The Bay Area’s super-costly housing market has made it hard — sometimes impossible — for schoolteachers to put down roots and buy homes near their jobs.

Now, the Chan Zuckerberg Initiative is giving $5 million to a fund that will help educators in three San Mateo County school districts make down payments on houses.

The philanthropic initiative founded by Dr. Priscilla Chan and her husband Mark Zuckerberg, chief executive of Facebook, is partnering with San Francisco startup Landed.

The startup pays up to half of a 20 percent down payment — 10 percent of the cost of a home — for educators, with zero interest or monthly payments. The assistance maxes out at $120,000 per participant. It is meant to create a stepping stone toward home ownership in the nine-county Bay Area, where the median price of a single-family house hit $800,000 in April, an all-time high.

“This gives people a pathway,” said Alex Lofton, who co-founded Landed in 2015. “We totally acknowledge that the other 10 percent they have to bring (to the deal) is still difficult. But it makes it more achievable. It creates hope.”

The program is expected to assist around 60 educators in the Redwood City, Ravenswood City and Sequoia Union High School districts — all in San Mateo County, where the median cost of a single-family home reached a new peak of $1.4 million in April. With many teachers and staff commuting long distances from more affordable markets in the East Bay and even the Central Valley, the program offers a “leg up” for those desperate to crack the market closer to their classrooms, said John Baker, Redwood City School District superintendent.

“It’s getting your foot in the door,” he said. “And that’s really important to people who are committed to being educators and committed to their students, and who want to be truly engaged with their students. It’s a real plus — what a wonderful way to have a career and to have a home near the town where you work.”

Educators in the three school districts already are inquiring about the assistance, said Lofton.

Often, he explained, assembling the funds for a 20 percent down payment is the most difficult challenge for first-time homebuyers. Recognizing that hurdle, Landed — with funding from different investors — began in recent months to assist educators in the East Bay and in the Los Altos and Mountain View-Los Altos school districts.

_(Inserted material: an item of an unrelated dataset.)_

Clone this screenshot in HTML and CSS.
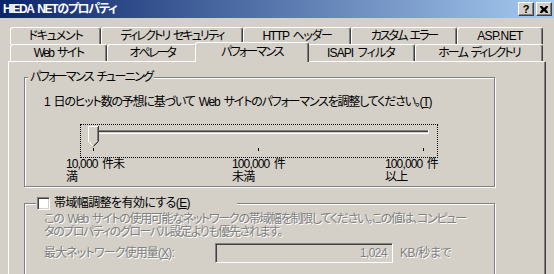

As an example of how the program works, he cited someone who wants to buy an $800,000 home. Landed would supply up to $80,000, or half of the $160,000 down payment. If the home were to be sold a few years down the road, the homeowner would keep 75 percent of the value of its appreciation, with the other 25 percent being reinvested in the assistance fund. (Likewise, if the home loses value, the homeowner would shoulder 75 percent of the depreciation, while the fund would absorb 25 percent of the loss.)

“I’d been a really conscientious saver ever since I graduated college and started working,” said Joel Key, principal of the middle school at Impact Academy of Arts and Technology, a public charter school in Hayward. Yet over the past 12 years, he was unable to put together an adequate down payment to buy a home. All the while, he rented apartments; his most recent one-bedroom flat cost him $2,100 monthly in Oakland near Lake Merritt.

The rental on that same apartment was about to rise to $3,100 monthly late last year when he heard about Landed and applied for assistance. He received $58,000 toward a $116,000 down payment on a one-bedroom condominium selling for $580,000 in Oakland’s Fruitvale neighborhood. He closed the deal and moved in the day after Christmas.

“I’d been feeling that there wasn’t going to be a way into the market at all,” said Key, who grew up in Los Gatos, his father a longtime teacher and counselor at Independence High School in San Jose. The assistance program “made it possible to buy a place near my job where I could feel like a proud owner. Instead of moving to Arizona or Idaho, I’m right here where I want to be. And I don’t have any intention of moving.”